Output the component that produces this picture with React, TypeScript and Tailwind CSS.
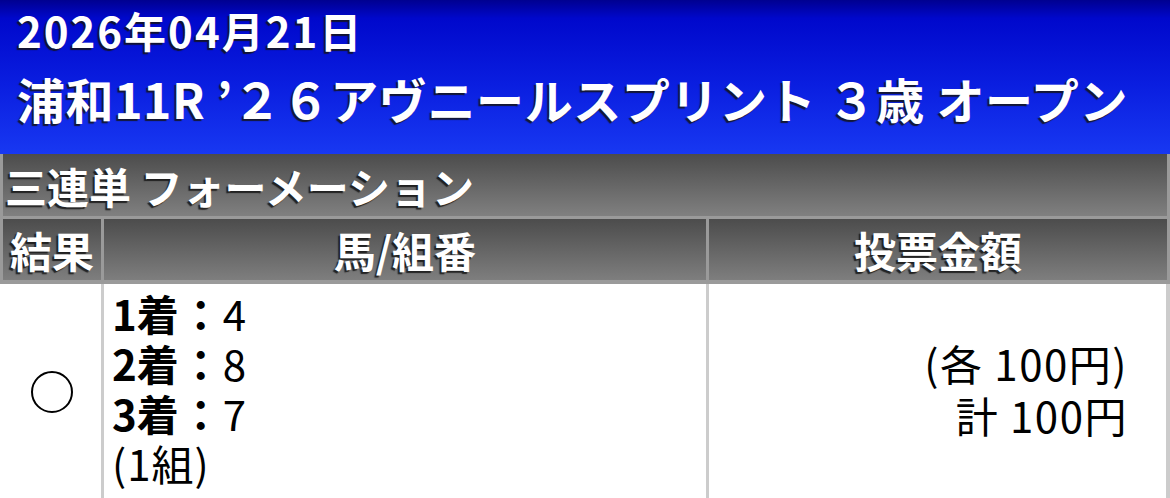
import React from "react";

const FONT = "font-['Noto_Sans_CJK_JP','Noto_Sans',sans-serif]";
const SHADOW = "[text-shadow:-2px_2px_1px_rgba(20,20,20,0.85)]";

const PICKS = [
  { place: "1着", horse: "4" },
  { place: "2着", horse: "8" },
  { place: "3着", horse: "7" },
];

export default function App() {
  return (
    <div className={`w-[1170px] h-[498px] overflow-hidden bg-white ${FONT}`}>
      {/* race header */}
      <header className="h-[154px] bg-[linear-gradient(to_bottom,#000090_0%,#0008cc_12%,#0a1ee0_55%,#1838f2_100%)] pl-[17px] text-white">
        <div className={`pt-[5px] text-[42px] font-bold leading-[50px] tracking-[2px] ${SHADOW}`}>2026年04月21日</div>
        <div className={`mt-[14px] text-[48px] font-bold leading-[58px] tracking-[0.6px] whitespace-nowrap ${SHADOW}`}>
          浦和11R ’２６アヴニールスプリント ３歳 オープン
        </div>
      </header>

      {/* bet table */}
      <div className="border-x-[3px] border-[#9a9a9a] bg-[#9a9a9a]">
        <div className={`h-[62px] flex items-center pl-[2px] bg-[linear-gradient(to_bottom,#4c4c4c,#808080)] text-white text-[42px] font-bold ${SHADOW}`}>
          三連単 フォーメーション
        </div>
        <div className="mt-[3px] grid grid-cols-[98px_602px_1fr] gap-x-[3px] pb-[4px]">
          {["結果", "馬/組番", "投票金額"].map((h) => (
            <div
              key={h}
              className={`h-[61px] flex items-center justify-center bg-[linear-gradient(to_bottom,#4c4c4c,#7e7e7e)] text-white text-[42px] font-bold ${SHADOW}`}
            >
              {h}
            </div>
          ))}
        </div>
      </div>

      <div className="grid grid-cols-[101px_3px_602px_3px_1fr_4px] text-black">
        <div className="flex items-center justify-center pl-[3px]">
          <div aria-label="○" className="w-[42px] h-[42px] rounded-full border-[2px] border-black" />
        </div>
        <div className="bg-[#cccccc]" />
        <div className="pl-[8px] pt-[4px] pb-[12px] text-[42px] leading-[50px]">
          {PICKS.map((p) => (
            <div key={p.place} className="flex">
              <span className="font-bold">{p.place}</span>
              <span className="font-bold w-[44px] text-center">：</span>
              <span className="tracking-[2px]">{p.horse}</span>
            </div>
          ))}
          <div className="tracking-[1px]">(1組)</div>
        </div>
        <div className="bg-[#cccccc]" />
        <div className="flex flex-col items-end justify-center pr-[38px] pb-[6px] text-[42px] leading-[52px] tracking-[1.5px] whitespace-pre">
          <div>(各 100円)</div>
          <div>計 100円</div>
        </div>
        <div className="bg-[#cccccc]" />
      </div>
    </div>
  );
}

#### CHALLENGE
Set down the complete material exactly, but do not include the images.

#### ANSWER TO THIS PROBLEM
Output the component that produces this picture with React, TypeScript and Tailwind CSS.
import React from "react";

const FONT = "font-['Noto_Sans_CJK_JP','Noto_Sans',sans-serif]";
const SHADOW = "[text-shadow:-2px_2px_1px_rgba(20,20,20,0.85)]";

const PICKS = [
  { place: "1着", horse: "4" },
  { place: "2着", horse: "8" },
  { place: "3着", horse: "7" },
];

export default function App() {
  return (
    <div className={`w-[1170px] h-[498px] overflow-hidden bg-white ${FONT}`}>
      {/* race header */}
      <header className="h-[154px] bg-[linear-gradient(to_bottom,#000090_0%,#0008cc_12%,#0a1ee0_55%,#1838f2_100%)] pl-[17px] text-white">
        <div className={`pt-[5px] text-[42px] font-bold leading-[50px] tracking-[2px] ${SHADOW}`}>2026年04月21日</div>
        <div className={`mt-[14px] text-[48px] font-bold leading-[58px] tracking-[0.6px] whitespace-nowrap ${SHADOW}`}>
          浦和11R ’２６アヴニールスプリント ３歳 オープン
        </div>
      </header>

      {/* bet table */}
      <div className="border-x-[3px] border-[#9a9a9a] bg-[#9a9a9a]">
        <div className={`h-[62px] flex items-center pl-[2px] bg-[linear-gradient(to_bottom,#4c4c4c,#808080)] text-white text-[42px] font-bold ${SHADOW}`}>
          三連単 フォーメーション
        </div>
        <div className="mt-[3px] grid grid-cols-[98px_602px_1fr] gap-x-[3px] pb-[4px]">
          {["結果", "馬/組番", "投票金額"].map((h) => (
            <div
              key={h}
              className={`h-[61px] flex items-center justify-center bg-[linear-gradient(to_bottom,#4c4c4c,#7e7e7e)] text-white text-[42px] font-bold ${SHADOW}`}
            >
              {h}
            </div>
          ))}
        </div>
      </div>

      <div className="grid grid-cols-[101px_3px_602px_3px_1fr_4px] text-black">
        <div className="flex items-center justify-center pl-[3px]">
          <div aria-label="○" className="w-[42px] h-[42px] rounded-full border-[2px] border-black" />
        </div>
        <div className="bg-[#cccccc]" />
        <div className="pl-[8px] pt-[4px] pb-[12px] text-[42px] leading-[50px]">
          {PICKS.map((p) => (
            <div key={p.place} className="flex">
              <span className="font-bold">{p.place}</span>
              <span className="font-bold w-[44px] text-center">：</span>
              <span className="tracking-[2px]">{p.horse}</span>
            </div>
          ))}
          <div className="tracking-[1px]">(1組)</div>
        </div>
        <div className="bg-[#cccccc]" />
        <div className="flex flex-col items-end justify-center pr-[38px] pb-[6px] text-[42px] leading-[52px] tracking-[1.5px] whitespace-pre">
          <div>(各 100円)</div>
          <div>計 100円</div>
        </div>
        <div className="bg-[#cccccc]" />
      </div>
    </div>
  );
}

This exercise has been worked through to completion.